En effet, Conclave se veut avant tout moderne. Les candidats à la papauté ont des opinions divergentes sur certains sujets sensibles pour l’Église. En conséquence, des débats sur l’immigration, le multiculturalisme, l’homosexualité et le rôle des femmes dans l’église parcourent le film. L’on pourrait s’attendre à ce que le film privilégie un point de vue conservateur, auquel la religion catholique est bien souvent attaché par préjugé, mais Conclave propose l’exact opposé et prône une position progressiste.
Ainsi, Edward Berger joue avec les idées préconçues des spectateur·ice·s pour proposer un film moderne dans sa forme, et avant-gardiste dans ses idées. En partant d’un film sur la religion, soit, un exploit.
Crise de foi, crise politique
Conclave est, avant tout, un film critiquant l’Église dans sa structure même. Évidemment, rien d’étonnant de la part d’un réalisateur allemand, le pays de la Réforme et du protestantisme. Mais cette critique ne prend pas le pas sur le scénario. Elle accompagne le tout, et est justifiée par une désillusion, née des querelles et manigances des cardinaux, et antérieure au récit. Ainsi, la possible crise de foi qui transparaît dans certaines scènes se révèle être une crise institutionnelle.
La mise en scène de l’élection du pape permet de renforcer cette sensation de crise. En retirant le voile de mysticisme et de spiritualité qui l’entoure, l’élection se présente avant tout comme un jeu de pouvoir. Les scandales qui entachent les démocraties se retrouvent au sein même du Vatican : corruption, chantage, dissimulation de preuve. Toutes ces machinations finissent par instaurer un climat de doute permanent, mais aussi questionner l’idée de pureté à laquelle doit aspirer un élu.
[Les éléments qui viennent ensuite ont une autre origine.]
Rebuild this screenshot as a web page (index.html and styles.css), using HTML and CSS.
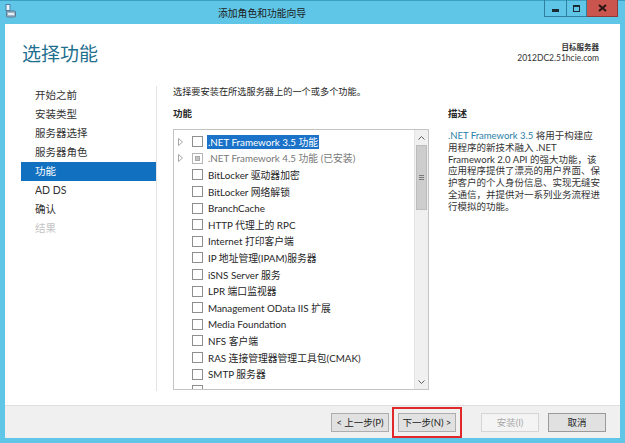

Faut-il élire le « moins pire » des candidats ? Est-il moral d’élire une personne ayant eu, dans son passé, des gestes déplacés, des histoires de corruptions ? Les secrets des candidats au Saint-Siège doivent ils être révélés ? Toutes ces interrogations finissent par devenir un miroir politique. Les spectateur·rice·s sont invité·e·s à réfléchir à l’état des institutions démocratiques et aux rôles des politiques de leur pays pour un constat souvent peu encourageant.
Toujours croire
Malgré tout, Conclave se veut un film plein d’espoir. En effet, le doute est un élément central du récit. Le cardinal Lawrence doute de lui-même, des autres, du principe électoral, mais il garde toujours la foi. La foi en Dieu, évidemment, mais aussi en un système qui, s’il est bien surveillé et réglementé, fonctionne. La foi en une tolérance entre croyants de nationalités différentes, entre croyants de fois différentes, entre progressisme et religion.
Il est évident que le film fera grincer des dents les croyant·e·s et non croyant·e·s les plus conservateur·rice·s, mais les spectateur·rice·s plus modéré·e·s apprécieront sans doute le film le plus audacieux, le plus intelligent, traitant de la religion catholique ces dernières dizaines d’années.